Back in 1999, the chief legal officers of about 500 major corporations signed a pledge of commitment to diversity in the legal profession. But that document, titled “Diversity in the Workplace–a Statement of Principle,” did not send a detailed enough messages to outside law firms, or so Lamboley and many others believed.

This summer an updated pledge, called “A Call to Ac­tion–Diversity in the Legal Profession,” was developed by Sara Lee Corp. general counsel Roderick Palmore. It calls for companies to base decisions for outside legal work “in significant part” on law firms’ diversity and to “end or limit” relationships with those that fall short.

“Rick Palmore and Cathy Lamboley and a few oth­ers have distinguished themselves by moving beyond the signing of pledges and trying to put principles into im­ple­­mentation and action,” says Veta T. Richardson, executive director of the Minority Corporate Counsel Association.

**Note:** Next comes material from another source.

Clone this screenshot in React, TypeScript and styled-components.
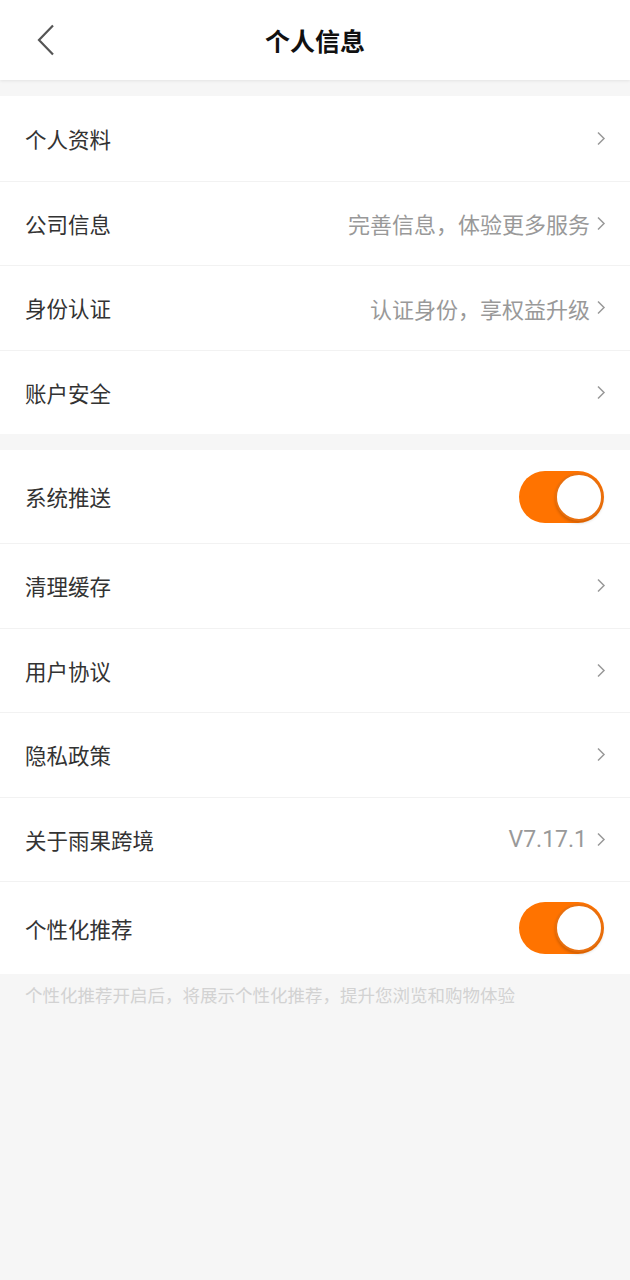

Lamboley took over the top legal job at Shell in June 2000, and the following January began tracking the demo­graphics of outside law firms with “report cards.” Shell wanted firms to report not only numbers of women and minority lawyers, but also the percentage of Shell’s work that was done by them. This has been refined to look not only at the hours billed by women and minorities but also the fees attributed to them.

Shell had been using hundreds of outside law firms, but after initiating the report cards, it cut back to 44. In 2003 it scaled back to 27 firms known as “strategic partners” getting the bulk of its work, along with a few others.

Firms with diversity and good lawyers have done well. Others have fallen away. “I bet we were one of the smaller ones on their list if measured by revenues to outside counsel,” says Tracie J. Renfroe, the partner who oversees Houston-based Brace­well Patterson’s relationship with Shell. “We’re now a strategic partner.”

Renfroe says that in the past several years the number of women and minority lawyers at her firm handling Shell matters has grown, as has the amount of work.

“I have to assume there’s a correlation there,” says Renfroe. “Shell’s leading criteria still is to find the best lawyer available for the job.”

Talented Advocate

Lamboley has gotten so much attention for her diversity initiatives that her own skills as a lawyer tend to be overlooked.

“While there are important social issues people need to be sensitive to, it almost diminishes her to concentrate on that aspect because she is such a fabulous lawyer,” says Ralph C. Ferrara, a partner with international law firm Debevoise & Plimpton, one of Shell’s strategic partners. He is a former general counsel with the Securities and Exchange Commission. “She gets down in the trenches and in battle as a hands-on lawyer. When I deal with her I feel I’m dealing with one of my partners at Debevoise.”

For the past couple of years, Lamboley has sent cover letters to law firms along with their report cards. She offers her perceptions of how well firms are promoting diversity. She also has asked some to explain why they’re not doing better–and detail how they plan to fix it.

Lamboley believes what is most significant now is the advancement of women and minorities once they’re in law firms. How many are becoming partners, section heads or members of management committees?

“It’s not on the report card yet,” Lamboley says. “But that is a logical next step.”